尖閣沖を航行する中国公船(2016年8月6日撮影、提供:第11管区海上保安本部/AP/アフロ)

(古森 義久:産経新聞ワシントン駐在客員特派員、麗澤大学特別教授)

 中国の武装艦艇による尖閣諸島周辺の日本の領海や接続水域への侵入が一段と頻繁になってきた。

 この状況に対して、米国の首都ワシントンの大手研究機関からこのままだと日本は尖閣諸島の施政権を失うことになる、という警告が発せられた。
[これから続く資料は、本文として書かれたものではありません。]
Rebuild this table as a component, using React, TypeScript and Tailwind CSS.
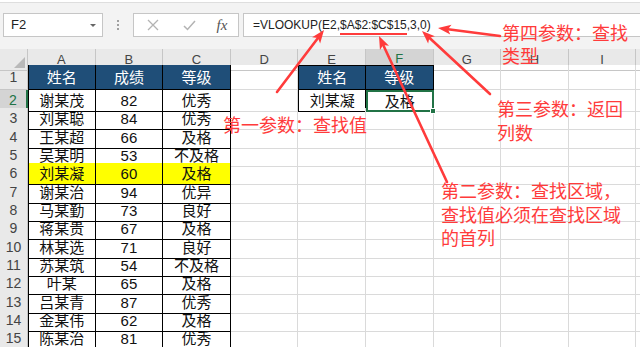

米国側では、中国が尖閣奪取を計画し、さらに東シナ海全体の覇権を制しようとするとみて、警戒を強めているという。

武装した艦艇が恒常的に侵入

 中国艦艇による尖閣諸島の日本領海への侵入はあまりに頻繁すぎるためか、日本側の警戒が減ってきた。主要新聞の報道も、外国の武装艦艇による重大な領海侵犯なのに雑報扱いとなっている状況である。

 日本の領海のすぐ外にあって日本の法律がその域内で適用される接続水域への中国艦艇の侵入はさらに増えている。日本のマスコミは侵入してくる船を中国公船と呼び、とくに危険性がないかのようなイメージで伝えている。だが現実には、最も頻繁に侵入してくる船は 中国人民解放軍の直接の指揮下にある人民武装警察に所属する中国海警の艦艇である。それらの船はみな武装している。なかには中国海軍の正式な武装艦がそのまま海警に所属変えとなった艦艇もある。

 こうした尖閣の現状に対して米国の大手研究機関から警告が発せられた。このままだと中国は尖閣の施政権を日本と共有した形となり、尖閣の奪取から東シナ海全体の覇権確保へと進むことになる、というのだ。